— REQUEST —
Print word for word the first line of the listing below and every line after it, through the line with "const mark = '#ff1f10';". Leave out the pictures and the rest.
====
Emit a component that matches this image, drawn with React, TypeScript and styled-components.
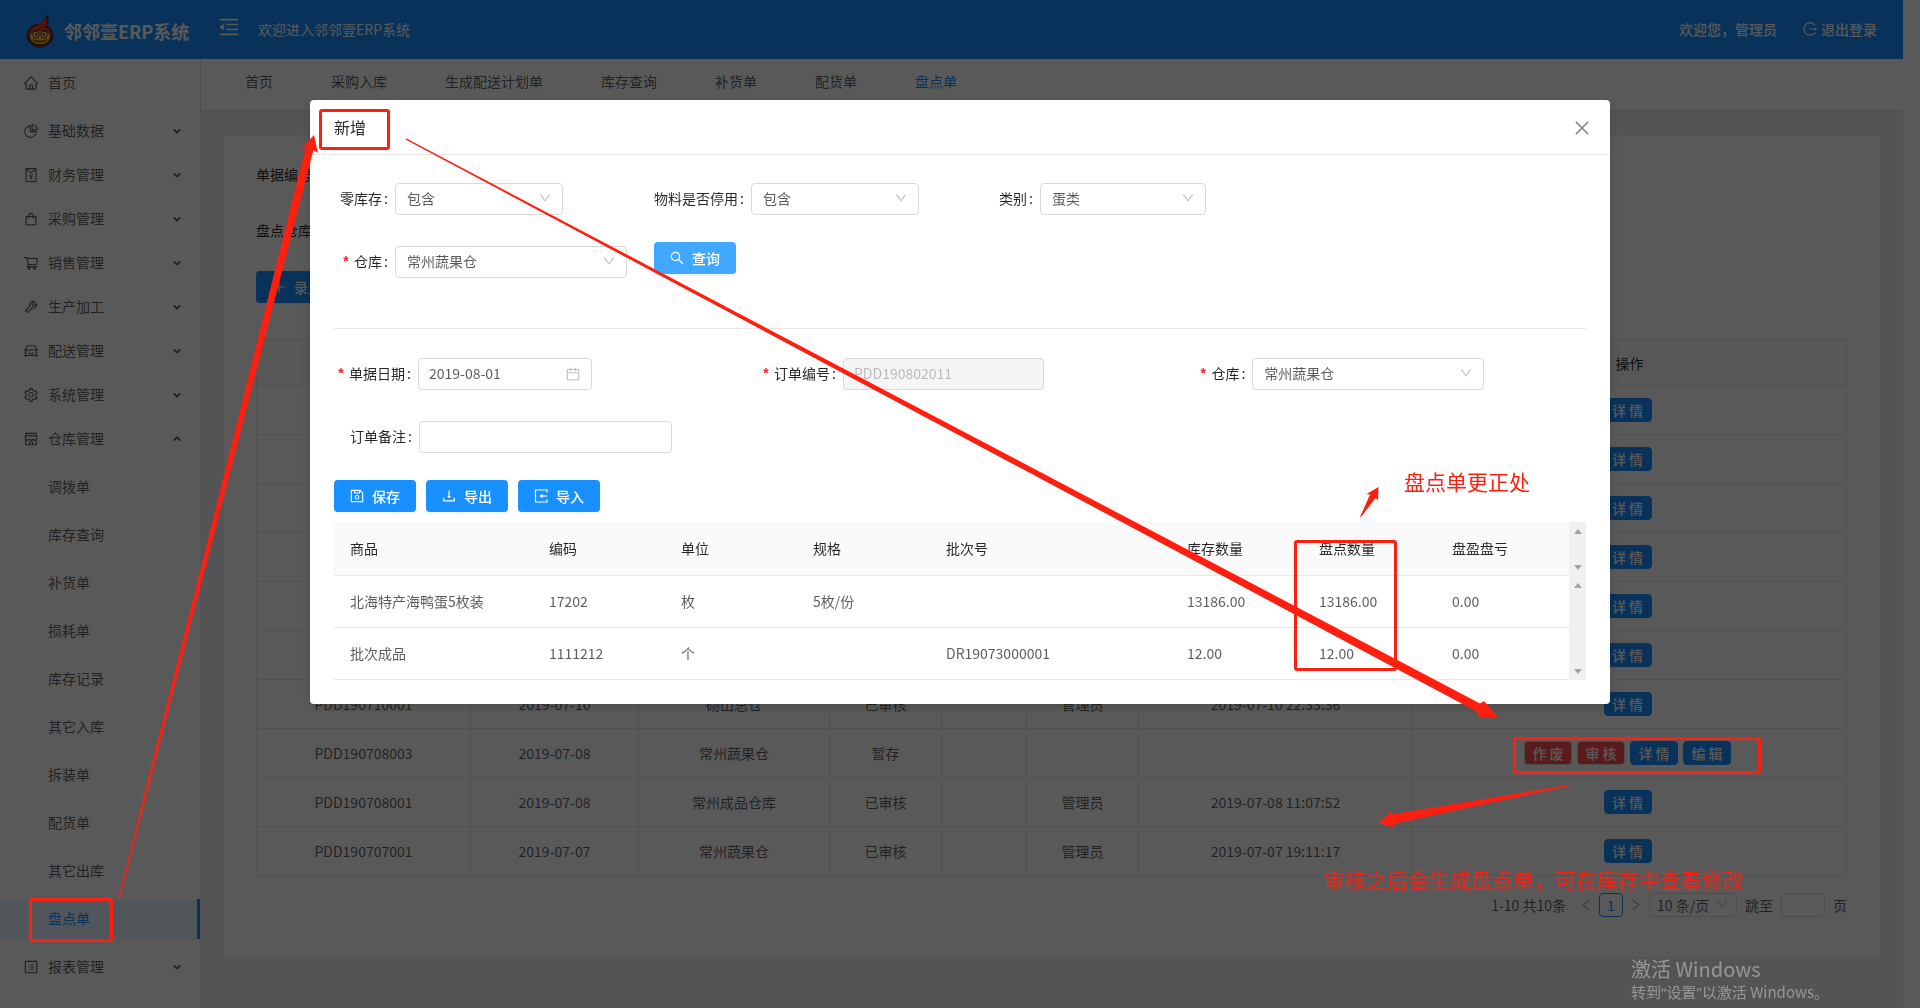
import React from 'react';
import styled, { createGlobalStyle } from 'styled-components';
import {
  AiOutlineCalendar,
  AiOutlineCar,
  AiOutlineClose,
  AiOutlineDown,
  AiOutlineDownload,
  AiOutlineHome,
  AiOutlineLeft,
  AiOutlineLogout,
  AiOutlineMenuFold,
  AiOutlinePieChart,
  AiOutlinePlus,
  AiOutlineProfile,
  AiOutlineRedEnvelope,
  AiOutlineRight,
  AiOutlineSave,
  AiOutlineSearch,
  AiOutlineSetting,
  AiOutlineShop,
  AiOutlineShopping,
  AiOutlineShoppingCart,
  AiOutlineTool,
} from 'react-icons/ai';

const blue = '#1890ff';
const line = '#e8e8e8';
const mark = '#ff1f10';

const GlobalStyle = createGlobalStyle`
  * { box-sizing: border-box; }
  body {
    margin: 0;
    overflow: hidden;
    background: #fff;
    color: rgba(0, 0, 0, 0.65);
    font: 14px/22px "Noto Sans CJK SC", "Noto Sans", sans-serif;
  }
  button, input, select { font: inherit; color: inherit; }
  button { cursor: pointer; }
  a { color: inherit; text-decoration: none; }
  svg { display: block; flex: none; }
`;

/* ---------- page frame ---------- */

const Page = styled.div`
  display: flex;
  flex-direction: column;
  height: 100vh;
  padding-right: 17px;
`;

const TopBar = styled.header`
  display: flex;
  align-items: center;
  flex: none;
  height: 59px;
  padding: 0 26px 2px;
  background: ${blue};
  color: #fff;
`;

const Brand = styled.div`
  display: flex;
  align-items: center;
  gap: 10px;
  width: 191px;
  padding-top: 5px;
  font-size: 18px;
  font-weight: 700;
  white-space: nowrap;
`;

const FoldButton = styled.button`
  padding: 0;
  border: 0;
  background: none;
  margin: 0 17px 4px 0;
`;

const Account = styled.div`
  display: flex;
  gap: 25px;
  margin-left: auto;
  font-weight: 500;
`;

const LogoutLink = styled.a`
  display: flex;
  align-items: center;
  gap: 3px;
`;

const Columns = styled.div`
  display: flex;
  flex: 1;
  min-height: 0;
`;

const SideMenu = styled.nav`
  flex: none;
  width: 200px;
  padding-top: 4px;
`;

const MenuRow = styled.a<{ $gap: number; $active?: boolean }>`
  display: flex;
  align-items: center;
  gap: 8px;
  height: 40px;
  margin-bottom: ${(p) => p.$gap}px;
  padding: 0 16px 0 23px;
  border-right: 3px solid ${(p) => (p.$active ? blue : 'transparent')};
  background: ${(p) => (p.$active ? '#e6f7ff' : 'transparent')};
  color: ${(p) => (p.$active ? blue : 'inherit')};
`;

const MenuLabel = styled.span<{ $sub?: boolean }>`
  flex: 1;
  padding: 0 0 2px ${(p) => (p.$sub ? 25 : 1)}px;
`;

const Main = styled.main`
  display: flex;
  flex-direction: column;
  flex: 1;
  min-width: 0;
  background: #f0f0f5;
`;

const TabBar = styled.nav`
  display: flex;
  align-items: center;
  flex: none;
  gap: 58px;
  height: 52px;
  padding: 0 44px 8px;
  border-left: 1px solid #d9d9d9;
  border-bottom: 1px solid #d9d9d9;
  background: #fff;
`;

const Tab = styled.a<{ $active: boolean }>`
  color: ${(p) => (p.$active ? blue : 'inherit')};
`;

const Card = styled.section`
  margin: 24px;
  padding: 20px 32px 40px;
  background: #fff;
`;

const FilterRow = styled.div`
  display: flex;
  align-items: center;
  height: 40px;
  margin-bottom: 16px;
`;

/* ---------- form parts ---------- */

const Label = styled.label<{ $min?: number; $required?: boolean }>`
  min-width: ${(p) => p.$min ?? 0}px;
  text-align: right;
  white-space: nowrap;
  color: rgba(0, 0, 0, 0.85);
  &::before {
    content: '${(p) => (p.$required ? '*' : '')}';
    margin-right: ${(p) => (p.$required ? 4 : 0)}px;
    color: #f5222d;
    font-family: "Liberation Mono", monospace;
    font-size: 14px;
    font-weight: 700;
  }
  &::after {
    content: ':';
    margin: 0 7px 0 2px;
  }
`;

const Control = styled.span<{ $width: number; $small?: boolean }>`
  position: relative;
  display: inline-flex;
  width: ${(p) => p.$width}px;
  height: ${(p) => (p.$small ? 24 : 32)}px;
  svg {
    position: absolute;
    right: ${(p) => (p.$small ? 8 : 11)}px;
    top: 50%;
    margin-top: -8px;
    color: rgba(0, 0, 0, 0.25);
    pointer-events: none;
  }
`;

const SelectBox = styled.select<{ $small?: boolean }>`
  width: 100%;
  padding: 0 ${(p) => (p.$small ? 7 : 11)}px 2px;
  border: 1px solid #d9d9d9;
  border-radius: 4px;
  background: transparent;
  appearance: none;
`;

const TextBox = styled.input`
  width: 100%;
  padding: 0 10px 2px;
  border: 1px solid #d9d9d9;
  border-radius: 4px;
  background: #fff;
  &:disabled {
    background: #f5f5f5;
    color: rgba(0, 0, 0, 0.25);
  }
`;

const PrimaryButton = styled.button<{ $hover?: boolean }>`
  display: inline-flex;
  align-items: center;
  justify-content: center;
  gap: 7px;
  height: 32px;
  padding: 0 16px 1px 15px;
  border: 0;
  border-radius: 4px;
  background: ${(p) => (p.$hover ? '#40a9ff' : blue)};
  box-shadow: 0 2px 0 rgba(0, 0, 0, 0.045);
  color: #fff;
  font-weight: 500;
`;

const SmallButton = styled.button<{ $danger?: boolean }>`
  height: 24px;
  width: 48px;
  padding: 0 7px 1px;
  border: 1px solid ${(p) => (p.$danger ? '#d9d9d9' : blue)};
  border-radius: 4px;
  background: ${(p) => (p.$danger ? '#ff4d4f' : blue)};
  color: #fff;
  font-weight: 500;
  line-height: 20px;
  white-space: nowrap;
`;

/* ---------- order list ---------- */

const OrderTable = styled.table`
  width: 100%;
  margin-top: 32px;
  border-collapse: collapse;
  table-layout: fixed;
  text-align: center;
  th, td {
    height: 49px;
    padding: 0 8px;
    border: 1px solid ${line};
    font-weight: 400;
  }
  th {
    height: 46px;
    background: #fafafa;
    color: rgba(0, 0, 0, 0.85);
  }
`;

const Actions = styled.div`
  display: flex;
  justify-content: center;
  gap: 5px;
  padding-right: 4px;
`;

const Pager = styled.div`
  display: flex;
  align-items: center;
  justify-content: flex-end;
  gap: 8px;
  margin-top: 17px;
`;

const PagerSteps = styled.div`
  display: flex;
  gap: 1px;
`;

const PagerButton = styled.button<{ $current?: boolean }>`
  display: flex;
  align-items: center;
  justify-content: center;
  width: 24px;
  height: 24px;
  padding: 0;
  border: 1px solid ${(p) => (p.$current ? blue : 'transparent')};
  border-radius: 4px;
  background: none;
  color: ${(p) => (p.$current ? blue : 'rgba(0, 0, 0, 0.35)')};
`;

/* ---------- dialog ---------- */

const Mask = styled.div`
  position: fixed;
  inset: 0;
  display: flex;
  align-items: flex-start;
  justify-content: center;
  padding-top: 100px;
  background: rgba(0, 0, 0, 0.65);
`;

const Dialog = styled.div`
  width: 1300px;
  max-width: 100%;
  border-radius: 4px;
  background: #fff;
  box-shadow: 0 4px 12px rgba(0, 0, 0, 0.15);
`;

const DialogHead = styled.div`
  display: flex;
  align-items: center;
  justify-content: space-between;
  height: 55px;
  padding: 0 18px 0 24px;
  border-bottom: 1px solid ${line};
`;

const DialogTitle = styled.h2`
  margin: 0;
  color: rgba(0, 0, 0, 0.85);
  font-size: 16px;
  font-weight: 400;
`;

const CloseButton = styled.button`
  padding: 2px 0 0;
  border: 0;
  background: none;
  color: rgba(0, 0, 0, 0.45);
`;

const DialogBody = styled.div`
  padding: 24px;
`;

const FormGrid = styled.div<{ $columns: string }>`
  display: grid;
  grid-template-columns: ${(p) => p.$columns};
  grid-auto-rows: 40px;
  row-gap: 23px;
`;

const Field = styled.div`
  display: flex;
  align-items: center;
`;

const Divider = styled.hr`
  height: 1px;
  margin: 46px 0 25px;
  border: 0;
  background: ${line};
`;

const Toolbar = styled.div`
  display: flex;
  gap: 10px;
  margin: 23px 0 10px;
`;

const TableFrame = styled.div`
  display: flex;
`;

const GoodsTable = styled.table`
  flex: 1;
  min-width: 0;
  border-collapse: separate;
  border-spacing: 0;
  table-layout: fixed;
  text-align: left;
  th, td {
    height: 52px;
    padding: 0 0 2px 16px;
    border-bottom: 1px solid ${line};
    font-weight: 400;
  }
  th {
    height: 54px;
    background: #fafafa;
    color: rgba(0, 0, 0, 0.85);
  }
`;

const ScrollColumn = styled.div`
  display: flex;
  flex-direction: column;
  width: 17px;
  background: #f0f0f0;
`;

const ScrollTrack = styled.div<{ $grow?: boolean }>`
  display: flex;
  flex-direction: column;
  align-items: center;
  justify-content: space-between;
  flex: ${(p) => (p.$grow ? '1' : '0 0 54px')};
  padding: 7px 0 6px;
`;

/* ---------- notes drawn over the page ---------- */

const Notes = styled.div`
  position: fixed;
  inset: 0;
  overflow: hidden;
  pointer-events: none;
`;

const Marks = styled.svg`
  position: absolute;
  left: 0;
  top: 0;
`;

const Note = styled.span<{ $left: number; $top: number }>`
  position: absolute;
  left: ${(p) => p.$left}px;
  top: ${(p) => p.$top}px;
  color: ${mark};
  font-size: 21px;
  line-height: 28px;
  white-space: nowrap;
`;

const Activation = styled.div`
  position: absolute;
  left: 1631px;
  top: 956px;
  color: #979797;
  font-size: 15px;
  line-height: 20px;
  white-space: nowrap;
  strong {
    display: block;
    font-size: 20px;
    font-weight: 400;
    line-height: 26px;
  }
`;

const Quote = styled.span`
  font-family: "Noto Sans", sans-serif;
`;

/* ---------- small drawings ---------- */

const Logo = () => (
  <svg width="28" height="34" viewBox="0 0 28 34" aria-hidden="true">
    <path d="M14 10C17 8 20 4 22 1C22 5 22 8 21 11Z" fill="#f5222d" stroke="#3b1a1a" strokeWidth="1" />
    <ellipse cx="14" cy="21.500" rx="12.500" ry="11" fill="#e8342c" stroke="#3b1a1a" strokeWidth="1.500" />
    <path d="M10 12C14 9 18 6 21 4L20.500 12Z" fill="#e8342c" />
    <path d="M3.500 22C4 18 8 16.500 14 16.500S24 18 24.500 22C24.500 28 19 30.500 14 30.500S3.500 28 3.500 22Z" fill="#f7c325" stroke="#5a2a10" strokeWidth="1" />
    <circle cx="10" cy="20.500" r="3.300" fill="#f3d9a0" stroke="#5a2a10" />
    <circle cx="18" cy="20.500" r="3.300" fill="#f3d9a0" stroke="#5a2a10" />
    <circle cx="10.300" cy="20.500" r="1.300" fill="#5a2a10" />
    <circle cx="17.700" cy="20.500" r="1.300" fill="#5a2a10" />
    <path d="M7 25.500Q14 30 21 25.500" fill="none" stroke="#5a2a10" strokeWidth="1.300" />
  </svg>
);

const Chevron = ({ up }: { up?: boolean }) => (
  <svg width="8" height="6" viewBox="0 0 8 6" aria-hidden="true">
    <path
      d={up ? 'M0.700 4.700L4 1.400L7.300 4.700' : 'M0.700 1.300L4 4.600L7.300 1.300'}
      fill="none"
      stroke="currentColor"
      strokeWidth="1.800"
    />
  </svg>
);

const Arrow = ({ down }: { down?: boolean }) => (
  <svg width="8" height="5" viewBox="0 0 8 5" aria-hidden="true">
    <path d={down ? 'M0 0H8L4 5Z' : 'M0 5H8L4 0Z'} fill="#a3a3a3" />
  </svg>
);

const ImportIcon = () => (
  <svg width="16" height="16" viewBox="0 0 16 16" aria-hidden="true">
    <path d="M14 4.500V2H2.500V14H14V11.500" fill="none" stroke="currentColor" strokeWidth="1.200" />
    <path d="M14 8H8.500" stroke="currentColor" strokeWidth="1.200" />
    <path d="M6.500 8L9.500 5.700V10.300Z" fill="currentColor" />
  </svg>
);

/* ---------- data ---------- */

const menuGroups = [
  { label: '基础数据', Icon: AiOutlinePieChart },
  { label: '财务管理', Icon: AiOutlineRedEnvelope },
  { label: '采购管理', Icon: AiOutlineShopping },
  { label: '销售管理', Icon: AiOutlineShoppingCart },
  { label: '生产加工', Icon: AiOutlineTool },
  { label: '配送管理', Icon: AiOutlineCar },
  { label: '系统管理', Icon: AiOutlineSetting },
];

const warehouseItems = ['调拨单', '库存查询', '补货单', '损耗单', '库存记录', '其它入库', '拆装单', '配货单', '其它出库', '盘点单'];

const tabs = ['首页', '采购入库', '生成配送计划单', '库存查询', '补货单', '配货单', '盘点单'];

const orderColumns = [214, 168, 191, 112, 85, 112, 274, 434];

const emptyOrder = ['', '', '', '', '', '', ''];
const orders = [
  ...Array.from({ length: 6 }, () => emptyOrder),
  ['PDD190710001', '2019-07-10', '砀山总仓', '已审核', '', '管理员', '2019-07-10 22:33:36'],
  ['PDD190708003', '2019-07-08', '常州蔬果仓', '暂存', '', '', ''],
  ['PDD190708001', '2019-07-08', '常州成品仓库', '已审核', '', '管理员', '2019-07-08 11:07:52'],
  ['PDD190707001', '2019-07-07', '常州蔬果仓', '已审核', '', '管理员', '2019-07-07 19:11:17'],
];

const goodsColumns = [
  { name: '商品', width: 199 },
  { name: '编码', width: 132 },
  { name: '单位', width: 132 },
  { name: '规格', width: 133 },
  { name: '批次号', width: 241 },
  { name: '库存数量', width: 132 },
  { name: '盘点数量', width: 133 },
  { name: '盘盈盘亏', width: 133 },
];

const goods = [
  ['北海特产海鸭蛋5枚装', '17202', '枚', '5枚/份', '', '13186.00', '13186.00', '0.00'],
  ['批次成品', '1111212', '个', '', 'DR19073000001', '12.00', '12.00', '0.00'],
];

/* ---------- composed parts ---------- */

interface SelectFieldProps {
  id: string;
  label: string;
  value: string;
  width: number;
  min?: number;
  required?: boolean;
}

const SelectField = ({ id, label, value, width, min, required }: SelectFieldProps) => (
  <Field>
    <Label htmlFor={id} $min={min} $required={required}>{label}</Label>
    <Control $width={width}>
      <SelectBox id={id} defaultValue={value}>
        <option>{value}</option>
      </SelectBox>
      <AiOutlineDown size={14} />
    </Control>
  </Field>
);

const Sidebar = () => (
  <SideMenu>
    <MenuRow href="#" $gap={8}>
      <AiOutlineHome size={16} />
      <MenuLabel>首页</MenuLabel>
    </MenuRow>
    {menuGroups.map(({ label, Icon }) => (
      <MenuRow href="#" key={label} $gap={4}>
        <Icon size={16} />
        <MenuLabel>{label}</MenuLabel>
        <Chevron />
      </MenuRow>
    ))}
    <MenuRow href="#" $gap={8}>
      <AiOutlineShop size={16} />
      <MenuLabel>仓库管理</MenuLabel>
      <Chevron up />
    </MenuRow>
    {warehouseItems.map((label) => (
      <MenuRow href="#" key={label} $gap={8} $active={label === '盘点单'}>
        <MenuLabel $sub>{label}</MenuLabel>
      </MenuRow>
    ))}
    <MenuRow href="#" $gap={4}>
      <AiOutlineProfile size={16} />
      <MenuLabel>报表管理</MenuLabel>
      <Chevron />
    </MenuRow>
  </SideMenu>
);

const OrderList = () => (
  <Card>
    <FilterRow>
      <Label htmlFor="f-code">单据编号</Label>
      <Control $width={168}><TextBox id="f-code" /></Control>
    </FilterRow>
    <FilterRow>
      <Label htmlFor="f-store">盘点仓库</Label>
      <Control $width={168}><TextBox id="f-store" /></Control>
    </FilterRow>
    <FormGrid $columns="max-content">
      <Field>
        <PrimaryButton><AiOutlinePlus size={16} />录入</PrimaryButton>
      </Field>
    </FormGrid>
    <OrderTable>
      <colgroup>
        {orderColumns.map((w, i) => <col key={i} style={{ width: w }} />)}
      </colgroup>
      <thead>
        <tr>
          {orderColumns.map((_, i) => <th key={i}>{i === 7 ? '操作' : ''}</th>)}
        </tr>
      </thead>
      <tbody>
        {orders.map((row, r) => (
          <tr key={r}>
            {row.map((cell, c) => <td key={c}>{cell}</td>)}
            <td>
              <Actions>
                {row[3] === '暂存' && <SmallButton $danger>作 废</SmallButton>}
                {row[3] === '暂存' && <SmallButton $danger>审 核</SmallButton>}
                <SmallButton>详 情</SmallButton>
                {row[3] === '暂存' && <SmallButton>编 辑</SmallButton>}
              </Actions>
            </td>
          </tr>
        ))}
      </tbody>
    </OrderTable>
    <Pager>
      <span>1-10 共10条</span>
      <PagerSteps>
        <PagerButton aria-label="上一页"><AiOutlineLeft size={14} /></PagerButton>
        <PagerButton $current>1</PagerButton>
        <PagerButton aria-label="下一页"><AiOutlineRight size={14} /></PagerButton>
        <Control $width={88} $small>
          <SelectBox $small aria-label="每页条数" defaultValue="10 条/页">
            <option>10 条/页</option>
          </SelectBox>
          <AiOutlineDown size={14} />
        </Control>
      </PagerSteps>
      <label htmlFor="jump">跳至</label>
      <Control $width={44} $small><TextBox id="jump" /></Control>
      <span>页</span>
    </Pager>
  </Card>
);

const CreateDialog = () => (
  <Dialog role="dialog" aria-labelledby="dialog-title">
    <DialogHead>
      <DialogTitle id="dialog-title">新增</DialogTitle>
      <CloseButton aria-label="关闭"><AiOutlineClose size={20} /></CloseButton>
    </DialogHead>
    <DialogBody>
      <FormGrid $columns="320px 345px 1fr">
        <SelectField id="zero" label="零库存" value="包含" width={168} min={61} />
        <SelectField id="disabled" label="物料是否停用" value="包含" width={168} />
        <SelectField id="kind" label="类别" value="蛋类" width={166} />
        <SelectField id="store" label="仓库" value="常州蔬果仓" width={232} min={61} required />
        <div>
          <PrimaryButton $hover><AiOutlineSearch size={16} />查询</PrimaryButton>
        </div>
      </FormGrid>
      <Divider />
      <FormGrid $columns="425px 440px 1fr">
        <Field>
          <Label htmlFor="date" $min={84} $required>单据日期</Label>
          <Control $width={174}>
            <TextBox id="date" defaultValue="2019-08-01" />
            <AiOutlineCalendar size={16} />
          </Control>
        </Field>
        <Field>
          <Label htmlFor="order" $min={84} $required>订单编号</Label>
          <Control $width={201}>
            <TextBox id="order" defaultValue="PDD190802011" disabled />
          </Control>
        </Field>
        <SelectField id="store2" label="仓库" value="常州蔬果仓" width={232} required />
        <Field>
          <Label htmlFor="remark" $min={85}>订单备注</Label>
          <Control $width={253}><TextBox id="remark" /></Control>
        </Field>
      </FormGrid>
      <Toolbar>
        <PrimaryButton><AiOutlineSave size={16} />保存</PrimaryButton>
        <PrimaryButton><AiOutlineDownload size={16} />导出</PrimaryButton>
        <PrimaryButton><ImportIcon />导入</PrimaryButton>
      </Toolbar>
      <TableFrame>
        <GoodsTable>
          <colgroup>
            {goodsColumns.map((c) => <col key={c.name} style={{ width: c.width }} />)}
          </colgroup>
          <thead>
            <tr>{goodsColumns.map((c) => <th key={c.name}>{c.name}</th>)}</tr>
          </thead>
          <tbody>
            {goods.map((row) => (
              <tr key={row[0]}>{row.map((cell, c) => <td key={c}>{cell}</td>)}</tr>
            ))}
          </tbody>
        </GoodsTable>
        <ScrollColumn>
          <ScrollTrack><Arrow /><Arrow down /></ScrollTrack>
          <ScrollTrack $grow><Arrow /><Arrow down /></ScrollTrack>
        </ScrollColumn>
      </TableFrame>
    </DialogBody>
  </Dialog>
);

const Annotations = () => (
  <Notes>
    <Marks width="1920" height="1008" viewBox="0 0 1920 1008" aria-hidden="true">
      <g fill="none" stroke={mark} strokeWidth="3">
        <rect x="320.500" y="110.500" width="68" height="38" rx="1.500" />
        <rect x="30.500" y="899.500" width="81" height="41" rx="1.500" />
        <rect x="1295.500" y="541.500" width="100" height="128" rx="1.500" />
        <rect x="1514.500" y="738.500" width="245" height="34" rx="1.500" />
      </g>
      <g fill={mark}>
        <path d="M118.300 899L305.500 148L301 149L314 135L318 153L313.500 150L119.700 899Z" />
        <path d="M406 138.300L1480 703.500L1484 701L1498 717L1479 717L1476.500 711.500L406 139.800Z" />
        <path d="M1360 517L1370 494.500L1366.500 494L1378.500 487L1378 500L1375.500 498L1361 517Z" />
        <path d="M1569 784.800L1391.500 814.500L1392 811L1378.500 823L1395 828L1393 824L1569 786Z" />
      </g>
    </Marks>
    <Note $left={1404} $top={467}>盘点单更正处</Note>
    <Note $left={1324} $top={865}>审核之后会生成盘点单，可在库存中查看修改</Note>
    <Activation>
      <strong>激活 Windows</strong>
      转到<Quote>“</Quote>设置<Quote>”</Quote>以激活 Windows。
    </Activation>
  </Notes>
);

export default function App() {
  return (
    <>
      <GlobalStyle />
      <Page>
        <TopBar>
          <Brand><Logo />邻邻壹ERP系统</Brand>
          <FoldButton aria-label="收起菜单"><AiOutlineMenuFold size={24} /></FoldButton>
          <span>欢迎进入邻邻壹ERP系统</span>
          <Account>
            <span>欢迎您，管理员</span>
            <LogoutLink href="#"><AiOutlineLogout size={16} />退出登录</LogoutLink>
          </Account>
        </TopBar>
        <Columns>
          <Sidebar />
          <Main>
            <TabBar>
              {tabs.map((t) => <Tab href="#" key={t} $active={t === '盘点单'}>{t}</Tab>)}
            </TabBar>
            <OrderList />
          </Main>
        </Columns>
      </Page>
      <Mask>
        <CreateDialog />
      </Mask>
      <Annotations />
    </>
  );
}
====
— IN RESPONSE —
Emit a component that matches this image, drawn with React, TypeScript and styled-components.
import React from 'react';
import styled, { createGlobalStyle } from 'styled-components';
import {
  AiOutlineCalendar,
  AiOutlineCar,
  AiOutlineClose,
  AiOutlineDown,
  AiOutlineDownload,
  AiOutlineHome,
  AiOutlineLeft,
  AiOutlineLogout,
  AiOutlineMenuFold,
  AiOutlinePieChart,
  AiOutlinePlus,
  AiOutlineProfile,
  AiOutlineRedEnvelope,
  AiOutlineRight,
  AiOutlineSave,
  AiOutlineSearch,
  AiOutlineSetting,
  AiOutlineShop,
  AiOutlineShopping,
  AiOutlineShoppingCart,
  AiOutlineTool,
} from 'react-icons/ai';

const blue = '#1890ff';
const line = '#e8e8e8';
const mark = '#ff1f10';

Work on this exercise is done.